Crucially, this is not a replacement model. AI agents are designed to autonomously perform discrete, non‑trivial tasks, while humans continue to define objectives, set boundaries and exercise judgement where accountability matters.

Agentic AI – Future operating model impact

Agents, operators and humans: A layered model of autonomy

Let’s break down the AI agent model in more detail. Ideally, the lowest level AI agents are trained to perform a very specific task – not something so small that would still be handled by a traditional form of automation, but rather the smallest task that is complex enough to warrant AI usage. One level up would be an AI operator, responsible for orchestration, planning, tool selection and coordination across multiple agentic and non-agentic tasks. These operators embody the core features of agentic AI, which include making real-time decisions around how work is executed end-to-end.
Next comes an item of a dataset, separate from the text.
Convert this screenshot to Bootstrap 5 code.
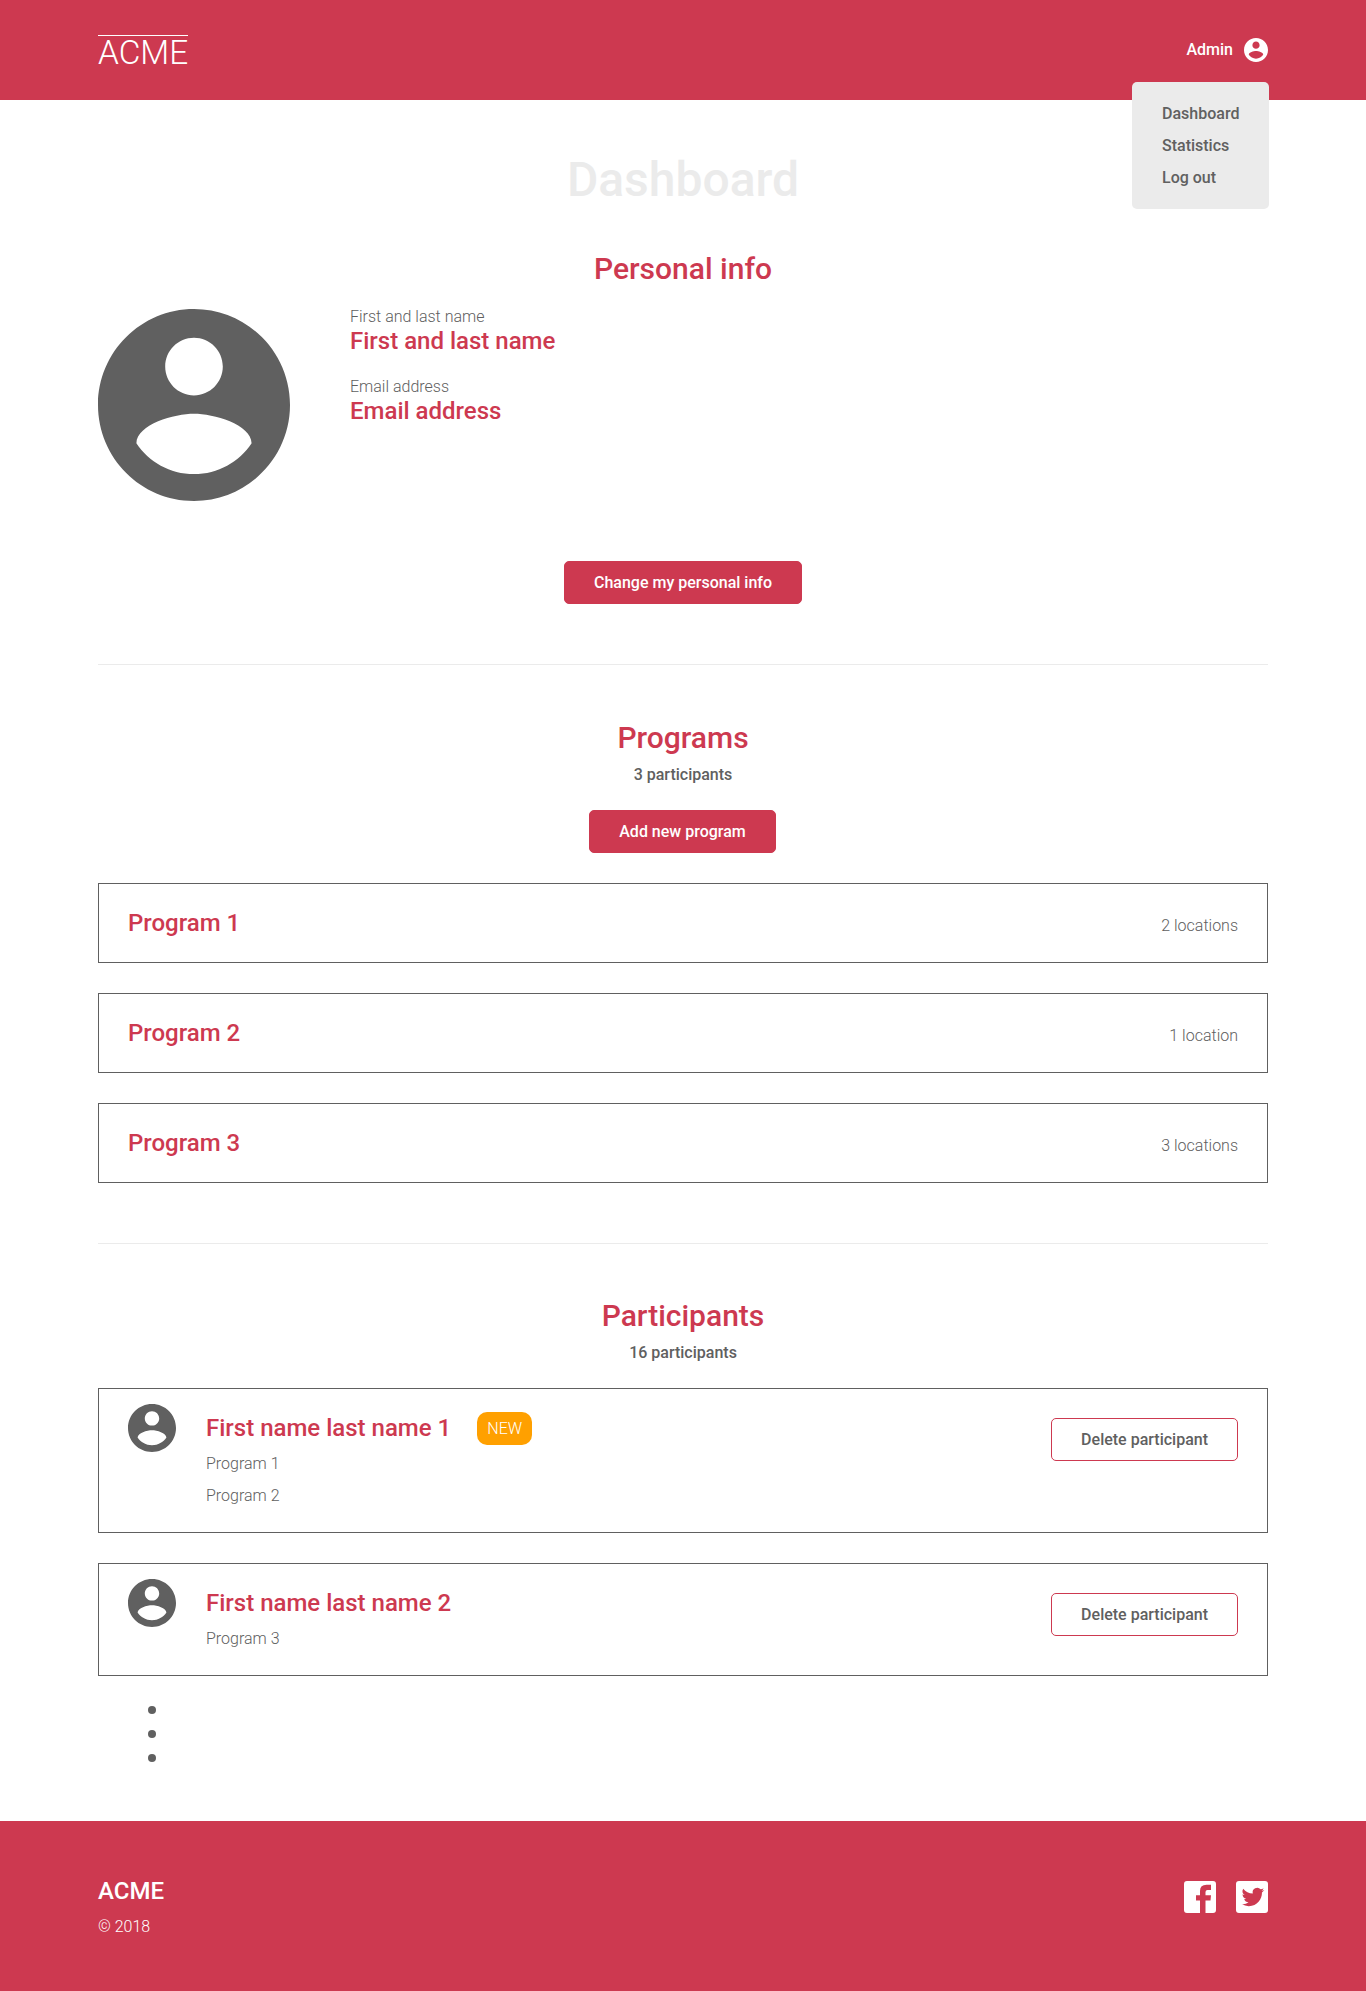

The illustration below is an example of an agentic AI model for trade failure query management, where a client’s query about a failed trade is handled through coordinated AI agents with human oversight.
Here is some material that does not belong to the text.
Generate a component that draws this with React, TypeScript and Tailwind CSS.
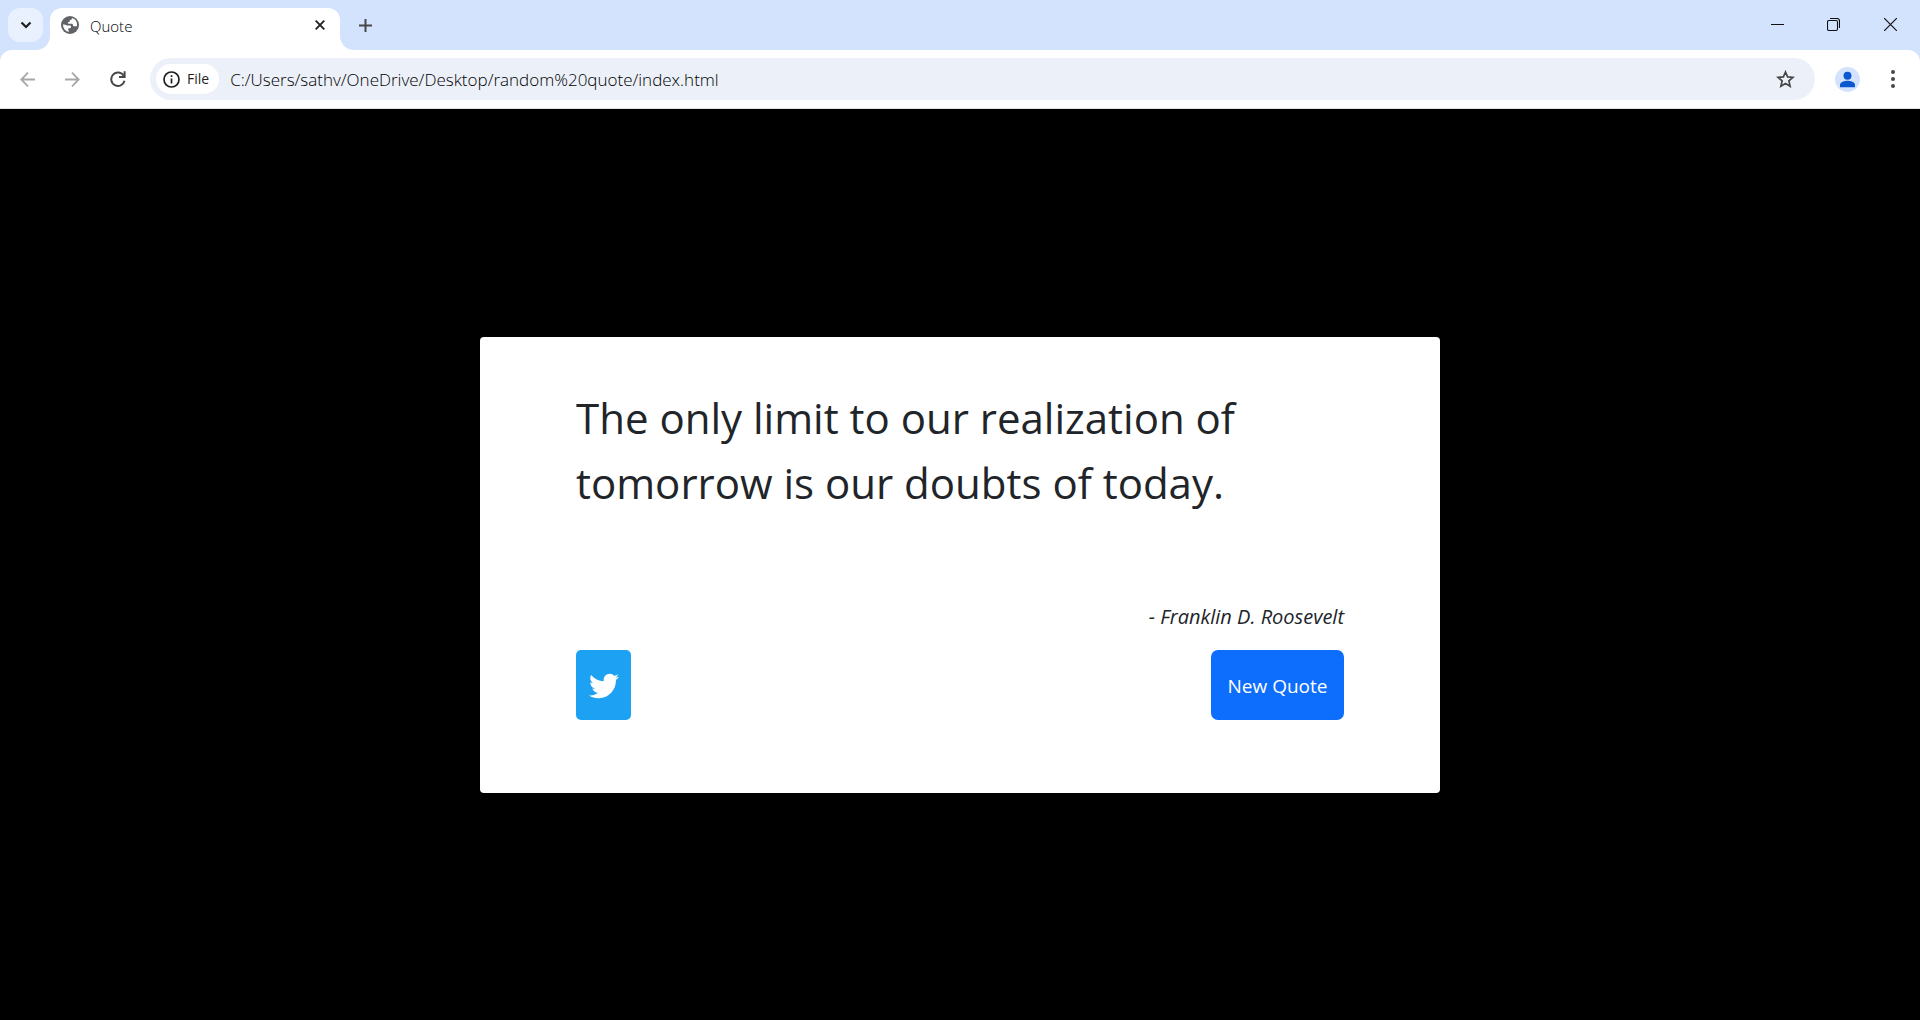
import { useState } from "react";

function Flare({ side }: { side: "left" | "right" }) {
  return (
    <svg
      viewBox="0 0 14 14"
      aria-hidden="true"
      className={
        side === "left"
          ? "absolute bottom-0 -left-[14px] size-[14px] fill-white"
          : "absolute bottom-0 -right-[14px] size-[14px] fill-white"
      }
    >
      <path d={side === "left" ? "M14 0v14H0A14 14 0 0 0 14 0z" : "M0 0v14h14A14 14 0 0 1 0 0z"} />
    </svg>
  );
}

function TabStrip() {
  return (
    <header className="flex h-[50px] items-stretch bg-[#d3e3fd] pl-2 text-[#1f1f1f]">
      <button
        aria-label="Search tabs"
        className="mt-2 flex h-[34px] w-[35px] items-center justify-center rounded-xl bg-[#e9f1fe]"
      >
        <svg viewBox="0 0 12 8" className="h-2 w-3" fill="none" stroke="currentColor" strokeWidth="2.2">
          <path d="M1.5 1.5 6 6l4.5-4.5" />
        </svg>
      </button>
      <div className="relative ml-[7px] mt-2 flex w-[290px] items-center rounded-t-xl bg-white pb-2 pl-[11px] pr-3">
        <Flare side="left" />
        <svg viewBox="0 0 18 18" className="size-[18px]" aria-hidden="true">
          <circle cx="9" cy="9" r="9" fill="#5f6368" />
          <path
            d="M10.9 1.9c.2.9-.2 1.7-1.2 1.9-.9.2-.9.5-.9 1.200 0 .7-.5 1-1.300 1-.5 0-.6.3-.6.8 0 .6.400.9 1 .9h2.600c1 0 1.500.6 1.500 1.500 0 .8.400 1 1.100 1h2.800a7 7 0 0 0 .1-1.200 7.100 7.100 0 0 0-5.100-7.100zM2.100 8.300a7 7 0 0 0 5.600 7.600v-1.200c0-.9-.3-1.100-1-1.500.3-.5 1-.8 1.900-.9 1-.1 1.500-.6 1.500-1.500 0-.8-.6-1.200-1.500-1.200H6.500c-.6 0-1-.3-1.400-.700z"
            fill="#fff"
          />
        </svg>
        <span className="ml-[11px] grow pt-px font-['Open_Sans',sans-serif] text-[15px] font-light leading-5 text-black">Quote</span>
        <button aria-label="Close tab" className="flex size-4 items-center justify-center">
          <svg viewBox="0 0 10 10" className="size-[10px]" stroke="currentColor" strokeWidth="1.800">
            <path d="M.7.700l8.600 8.600M9.300.700.7 9.300" />
          </svg>
        </button>
        <Flare side="right" />
      </div>
      <button aria-label="New tab" className="ml-[17px] flex w-4 items-center justify-center text-[#474747]">
        <svg viewBox="0 0 13 13" className="size-[13px]" stroke="currentColor" strokeWidth="2">
          <path d="M6.500 0v13M0 6.500h13" />
        </svg>
      </button>
      <div className="ml-auto flex pb-px text-[#111]">
        <button aria-label="Minimize" className="flex w-14 items-center justify-center">
          <svg viewBox="0 0 13 13" className="size-[13px]" stroke="currentColor">
            <path d="M0 6.500h13" />
          </svg>
        </button>
        <button aria-label="Restore" className="flex w-14 items-center justify-center">
          <svg viewBox="0 0 13 13" className="size-[13px]" fill="none" stroke="currentColor" strokeWidth="1.100">
            <rect x=".5" y="2.500" width="10" height="10" rx="1.500" />
            <path d="M3 .5h7a2.500 2.500 0 0 1 2.500 2.500v7" />
          </svg>
        </button>
        <button aria-label="Close" className="flex w-[59px] items-center justify-center">
          <svg viewBox="0 0 13 13" className="size-[13px]" stroke="currentColor" strokeWidth="1.200">
            <path d="m0 0 13 13M13 0 0 13" />
          </svg>
        </button>
      </div>
    </header>
  );
}

function Toolbar() {
  const [url, setUrl] = useState("C:/Users/sathv/OneDrive/Desktop/random%20quote/index.html");
  return (
    <div className="bg-[#d3e3fd]">
      <nav className="flex h-[59px] items-center rounded-t-xl border-b border-[#dfe3e3] bg-white pl-5 pr-[22px] text-[#474747]">
        <button aria-label="Back" className="text-[#a8a8a8]">
          <svg viewBox="0 0 15 15" className="size-[15px]" fill="none" stroke="currentColor" strokeWidth="1.800">
            <path d="M15 7.500H1.300M8 .7 1.300 7.500 8 14.300" />
          </svg>
        </button>
        <button aria-label="Forward" className="ml-[30px] text-[#a8a8a8]">
          <svg viewBox="0 0 15 15" className="size-[15px]" fill="none" stroke="currentColor" strokeWidth="1.800">
            <path d="M0 7.500h13.700M7 .7l6.700 6.800L7 14.300" />
          </svg>
        </button>
        <button aria-label="Reload" className="ml-[30px]">
          <svg viewBox="0 0 16 16" className="size-4" fill="none" stroke="currentColor" strokeWidth="2">
            <path d="M13.700 4.800A6.700 6.700 0 1 0 14.500 9.700" />
            <path d="M14.600.3v5.700H9" />
          </svg>
        </button>
        <div className="ml-6 flex h-[42px] grow items-center rounded-full bg-[#ecf0f9] pl-1.5 pr-5">
          <button className="flex h-[30px] items-center gap-[7px] rounded-full bg-white pl-[7px] pr-2.5 font-['Open_Sans',sans-serif] text-[14px] leading-5 text-[#1f1f1f]">
            <svg viewBox="0 0 17 17" className="size-[17px]" fill="none" stroke="currentColor" strokeWidth="1.700">
              <circle cx="8.500" cy="8.500" r="7.500" />
              <path d="M8.500 7.500v5M8.500 4.300v1.700" />
            </svg>
            File
          </button>
          <input
            aria-label="Address"
            value={url}
            onChange={(e) => setUrl(e.target.value)}
            className="ml-[11px] min-w-0 grow bg-transparent pt-px font-['Open_Sans',sans-serif] text-[17px] font-light leading-6 text-black outline-none"
          />
          <button aria-label="Bookmark this page">
            <svg viewBox="0 0 19 18" className="h-[18px] w-[19px]" fill="none" stroke="currentColor" strokeWidth="1.700">
              <path d="m9.500 2 2.100 4.900 5.300.5-4 3.500 1.200 5.300-4.600-2.800-4.600 2.800 1.200-5.300-4-3.500 5.300-.5z" />
            </svg>
          </button>
        </div>
        <button aria-label="Profile" className="ml-5 size-[25px] rounded-full bg-[#d3e3fd]">
          <svg viewBox="0 0 25 25" className="size-[25px]" fill="#0b57d0">
            <circle cx="12.500" cy="8.800" r="4" />
            <path d="M5 20.200v-2.400c0-2.600 4.800-4 7.500-4s7.500 1.400 7.500 4v2.400z" />
          </svg>
        </button>
        <button aria-label="Menu" className="ml-[28px] flex w-[10px] justify-center">
          <svg viewBox="0 0 4 18" className="h-[18px] w-1" fill="currentColor">
            <circle cx="2" cy="2" r="2" />
            <circle cx="2" cy="9" r="2" />
            <circle cx="2" cy="16" r="2" />
          </svg>
        </button>
      </nav>
    </div>
  );
}

const quotes = [
  { text: "The only limit to our realization of tomorrow is our doubts of today.", author: "Franklin D. Roosevelt" },
  { text: "Well done is better than well said.", author: "Benjamin Franklin" },
];

function QuoteCard() {
  const [index, setIndex] = useState(0);
  const quote = quotes[index];
  return (
    <section className="w-1/2 rounded-[4px] bg-white px-24 pb-[73px] pt-12 font-['Open_Sans',sans-serif] text-[#212529]">
      <p className="min-h-[216px] text-[42px] leading-[65px]">{quote.text}</p>
      <p className="mb-[17px] text-right text-[20px] italic leading-8">- {quote.author}</p>
      <div className="flex justify-between">
        <a
          href="#tweet"
          aria-label="Tweet this quote"
          className="flex h-[70px] w-[55px] items-center justify-center rounded-[5px] bg-[#1da1f2] pt-0.5"
        >
          <svg viewBox="0 0 512 512" className="size-[30px]" fill="#fff">
            <path d="M459.370 151.716c.325 4.548.325 9.097.325 13.645 0 138.720-105.583 298.558-298.558 298.558-59.452 0-114.680-17.219-161.137-47.106 8.447.974 16.568 1.299 25.340 1.299 49.055 0 94.213-16.568 130.274-44.832-46.132-.975-84.792-31.188-98.112-72.772 6.498.974 12.995 1.624 19.818 1.624 9.421 0 18.843-1.300 27.614-3.573-48.081-9.747-84.143-51.980-84.143-102.985v-1.299c13.969 7.797 30.214 12.670 47.431 13.319-28.264-18.843-46.781-51.005-46.781-87.391 0-19.492 5.197-37.360 14.294-52.954 51.655 63.675 129.300 105.258 216.365 109.807-1.624-7.797-2.599-15.918-2.599-24.040 0-57.828 46.782-104.934 104.934-104.934 30.213 0 57.502 12.670 76.670 33.137 23.715-4.548 46.456-13.320 66.599-25.340-7.798 24.366-24.366 44.833-46.132 57.827 21.117-2.273 41.584-8.122 60.426-16.243-14.292 20.791-32.161 39.308-52.628 54.253z" />
          </svg>
        </a>
        <button
          onClick={() => setIndex((index + 1) % quotes.length)}
          className="h-[70px] w-[133px] rounded-[7px] bg-[#0d6efd] pt-1 text-[19px] text-white"
        >
          New Quote
        </button>
      </div>
    </section>
  );
}

export default function App() {
  return (
    <div className="flex min-h-screen flex-col">
      <TabStrip />
      <Toolbar />
      <main className="flex grow items-center justify-center bg-black">
        <QuoteCard />
      </main>
    </div>
  );
}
A client service manager (CSM) receives the query and routes it to the respective AI operator agents, which interprets the request and decomposes it into discrete tasks across specialised agents:

  1. Retrieving trade data and interpreting trade failure reason,
  2. Predicting related at‑risk trades based on the retrieved trade attributes such as currency, settlement account and settlement date and
  3. Drafting a client‑ready response. As the inputs of the task agents are sequential, the AI operator agents orchestrate and coordinate this flow across these task agents.

The final output from the AI operator agents would be a client-ready response containing the information and explanations required. The CSM remains the “human in the loop,” reviewing and refining the output before the final client communication. This is an example of how agentic AI augments operational efficiency while preserving accountability and client service quality in asset servicing operations.

Agentic AI workflow example for client service managers

Humans remain embedded at the supervisory layer, providing oversight, escalation handling and decision‑making where judgement, accountability or sign‑off is required.

Some workflows may approach near‑full autonomy, while others retain frequent human interaction – a spectrum defined by risk, confidence and control requirements.

Transforming constraints into catalysts for innovation

The value of AI agents and operators is the ability to cut across jurisdictions or functions. In asset servicing, the two dimensions that limit scalability of technical builds are: (a) local market nuance; and (b) lack of cross-functional synergies.

Most asset servicers, especially those who are investing greatly in AI, are operating in multiple markets. While there are differences between markets in terms of processing, they are mostly driven by different data formats, varying accounting logic and distinct regulatory requirements.

This leads to a lack of fungibility across typical functions such as settlements, corporate actions, fund administration and others; yet many of the underlying processing tasks remain common, such as instruction capture, matching, reconciliations, transaction monitoring, payments, reporting and others.

AI agents can not only be trained to perform specific tasks but also perform them across market nuances and cross-functional requirements, and be orchestrated by AI operators, enabling human operators to extend their involvement across multiple locations and functions simultaneously and on a much larger scale than typical systems.

Agentic AI is not a future aspiration – it is an operating model that institutions can begin adopting today. The differentiator will not be access to models, but the ability to deploy them safely, integrate them into existing architectures and prepare the workforce to operate alongside them.

Institutions that get this right will move beyond incremental efficiency gains to create durable operational capacity – scaling growth, resilience and responsiveness in parallel. In an environment where execution is increasingly a competitive advantage, Agentic AI becomes not just a technology choice, but a strategic one.